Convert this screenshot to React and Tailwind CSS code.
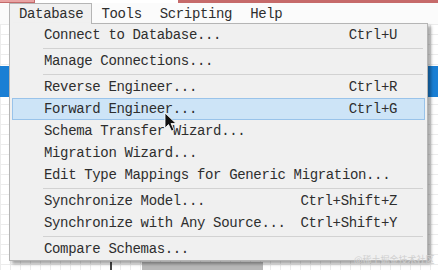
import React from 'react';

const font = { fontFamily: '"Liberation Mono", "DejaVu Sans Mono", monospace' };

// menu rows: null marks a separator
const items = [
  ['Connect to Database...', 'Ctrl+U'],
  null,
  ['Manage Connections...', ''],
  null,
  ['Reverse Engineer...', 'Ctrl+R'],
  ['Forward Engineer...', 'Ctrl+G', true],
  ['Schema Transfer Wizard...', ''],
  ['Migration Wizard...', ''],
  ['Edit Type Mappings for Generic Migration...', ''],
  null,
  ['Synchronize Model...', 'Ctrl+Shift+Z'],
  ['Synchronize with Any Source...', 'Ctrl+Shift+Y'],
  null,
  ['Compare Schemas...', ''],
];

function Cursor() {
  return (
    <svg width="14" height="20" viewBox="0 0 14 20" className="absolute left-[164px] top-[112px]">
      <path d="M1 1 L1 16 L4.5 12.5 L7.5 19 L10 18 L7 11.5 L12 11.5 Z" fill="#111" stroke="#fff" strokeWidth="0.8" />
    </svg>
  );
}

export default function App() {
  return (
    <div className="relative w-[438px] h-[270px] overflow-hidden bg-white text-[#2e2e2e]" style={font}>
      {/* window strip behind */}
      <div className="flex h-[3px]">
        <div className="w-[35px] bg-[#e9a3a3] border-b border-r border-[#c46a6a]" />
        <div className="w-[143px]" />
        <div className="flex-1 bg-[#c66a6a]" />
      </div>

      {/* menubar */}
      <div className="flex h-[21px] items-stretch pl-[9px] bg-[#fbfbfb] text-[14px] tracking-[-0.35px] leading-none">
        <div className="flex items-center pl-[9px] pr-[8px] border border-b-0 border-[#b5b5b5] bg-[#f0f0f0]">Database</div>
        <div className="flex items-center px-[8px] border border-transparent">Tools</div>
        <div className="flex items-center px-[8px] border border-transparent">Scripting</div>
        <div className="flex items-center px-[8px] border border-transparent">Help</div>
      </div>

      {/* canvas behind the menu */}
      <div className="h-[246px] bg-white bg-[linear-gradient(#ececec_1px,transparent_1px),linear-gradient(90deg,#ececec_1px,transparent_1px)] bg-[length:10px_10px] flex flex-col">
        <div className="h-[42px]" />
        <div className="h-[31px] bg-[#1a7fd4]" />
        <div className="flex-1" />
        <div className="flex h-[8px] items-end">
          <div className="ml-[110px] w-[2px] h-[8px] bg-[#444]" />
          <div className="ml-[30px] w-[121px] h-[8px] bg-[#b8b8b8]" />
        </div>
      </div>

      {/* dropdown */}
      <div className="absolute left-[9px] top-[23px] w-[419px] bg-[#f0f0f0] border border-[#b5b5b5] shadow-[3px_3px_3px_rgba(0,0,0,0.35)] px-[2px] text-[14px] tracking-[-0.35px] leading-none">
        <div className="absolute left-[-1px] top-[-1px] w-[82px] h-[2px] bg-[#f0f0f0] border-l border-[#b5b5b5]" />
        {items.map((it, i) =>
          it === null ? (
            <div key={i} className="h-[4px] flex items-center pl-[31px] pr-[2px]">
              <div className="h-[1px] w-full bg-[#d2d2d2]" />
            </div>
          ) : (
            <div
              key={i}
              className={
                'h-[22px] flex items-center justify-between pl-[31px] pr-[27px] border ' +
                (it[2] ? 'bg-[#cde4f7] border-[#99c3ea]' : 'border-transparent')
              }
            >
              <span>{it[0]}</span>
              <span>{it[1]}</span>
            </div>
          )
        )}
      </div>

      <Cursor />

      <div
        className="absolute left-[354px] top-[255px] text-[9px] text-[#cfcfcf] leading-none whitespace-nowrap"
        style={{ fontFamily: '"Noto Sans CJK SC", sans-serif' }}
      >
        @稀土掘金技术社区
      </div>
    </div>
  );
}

━━━━━━━━━━

- TASK DETAILS
All of the data above should be quoted exactly, except for the pictures.

- RESPONSE TO THE EXERCISE
Convert this screenshot to React and Tailwind CSS code.
import React from 'react';

const font = { fontFamily: '"Liberation Mono", "DejaVu Sans Mono", monospace' };

// menu rows: null marks a separator
const items = [
  ['Connect to Database...', 'Ctrl+U'],
  null,
  ['Manage Connections...', ''],
  null,
  ['Reverse Engineer...', 'Ctrl+R'],
  ['Forward Engineer...', 'Ctrl+G', true],
  ['Schema Transfer Wizard...', ''],
  ['Migration Wizard...', ''],
  ['Edit Type Mappings for Generic Migration...', ''],
  null,
  ['Synchronize Model...', 'Ctrl+Shift+Z'],
  ['Synchronize with Any Source...', 'Ctrl+Shift+Y'],
  null,
  ['Compare Schemas...', ''],
];

function Cursor() {
  return (
    <svg width="14" height="20" viewBox="0 0 14 20" className="absolute left-[164px] top-[112px]">
      <path d="M1 1 L1 16 L4.5 12.5 L7.5 19 L10 18 L7 11.5 L12 11.5 Z" fill="#111" stroke="#fff" strokeWidth="0.8" />
    </svg>
  );
}

export default function App() {
  return (
    <div className="relative w-[438px] h-[270px] overflow-hidden bg-white text-[#2e2e2e]" style={font}>
      {/* window strip behind */}
      <div className="flex h-[3px]">
        <div className="w-[35px] bg-[#e9a3a3] border-b border-r border-[#c46a6a]" />
        <div className="w-[143px]" />
        <div className="flex-1 bg-[#c66a6a]" />
      </div>

      {/* menubar */}
      <div className="flex h-[21px] items-stretch pl-[9px] bg-[#fbfbfb] text-[14px] tracking-[-0.35px] leading-none">
        <div className="flex items-center pl-[9px] pr-[8px] border border-b-0 border-[#b5b5b5] bg-[#f0f0f0]">Database</div>
        <div className="flex items-center px-[8px] border border-transparent">Tools</div>
        <div className="flex items-center px-[8px] border border-transparent">Scripting</div>
        <div className="flex items-center px-[8px] border border-transparent">Help</div>
      </div>

      {/* canvas behind the menu */}
      <div className="h-[246px] bg-white bg-[linear-gradient(#ececec_1px,transparent_1px),linear-gradient(90deg,#ececec_1px,transparent_1px)] bg-[length:10px_10px] flex flex-col">
        <div className="h-[42px]" />
        <div className="h-[31px] bg-[#1a7fd4]" />
        <div className="flex-1" />
        <div className="flex h-[8px] items-end">
          <div className="ml-[110px] w-[2px] h-[8px] bg-[#444]" />
          <div className="ml-[30px] w-[121px] h-[8px] bg-[#b8b8b8]" />
        </div>
      </div>

      {/* dropdown */}
      <div className="absolute left-[9px] top-[23px] w-[419px] bg-[#f0f0f0] border border-[#b5b5b5] shadow-[3px_3px_3px_rgba(0,0,0,0.35)] px-[2px] text-[14px] tracking-[-0.35px] leading-none">
        <div className="absolute left-[-1px] top-[-1px] w-[82px] h-[2px] bg-[#f0f0f0] border-l border-[#b5b5b5]" />
        {items.map((it, i) =>
          it === null ? (
            <div key={i} className="h-[4px] flex items-center pl-[31px] pr-[2px]">
              <div className="h-[1px] w-full bg-[#d2d2d2]" />
            </div>
          ) : (
            <div
              key={i}
              className={
                'h-[22px] flex items-center justify-between pl-[31px] pr-[27px] border ' +
                (it[2] ? 'bg-[#cde4f7] border-[#99c3ea]' : 'border-transparent')
              }
            >
              <span>{it[0]}</span>
              <span>{it[1]}</span>
            </div>
          )
        )}
      </div>

      <Cursor />

      <div
        className="absolute left-[354px] top-[255px] text-[9px] text-[#cfcfcf] leading-none whitespace-nowrap"
        style={{ fontFamily: '"Noto Sans CJK SC", sans-serif' }}
      >
        @稀土掘金技术社区
      </div>
    </div>
  );
}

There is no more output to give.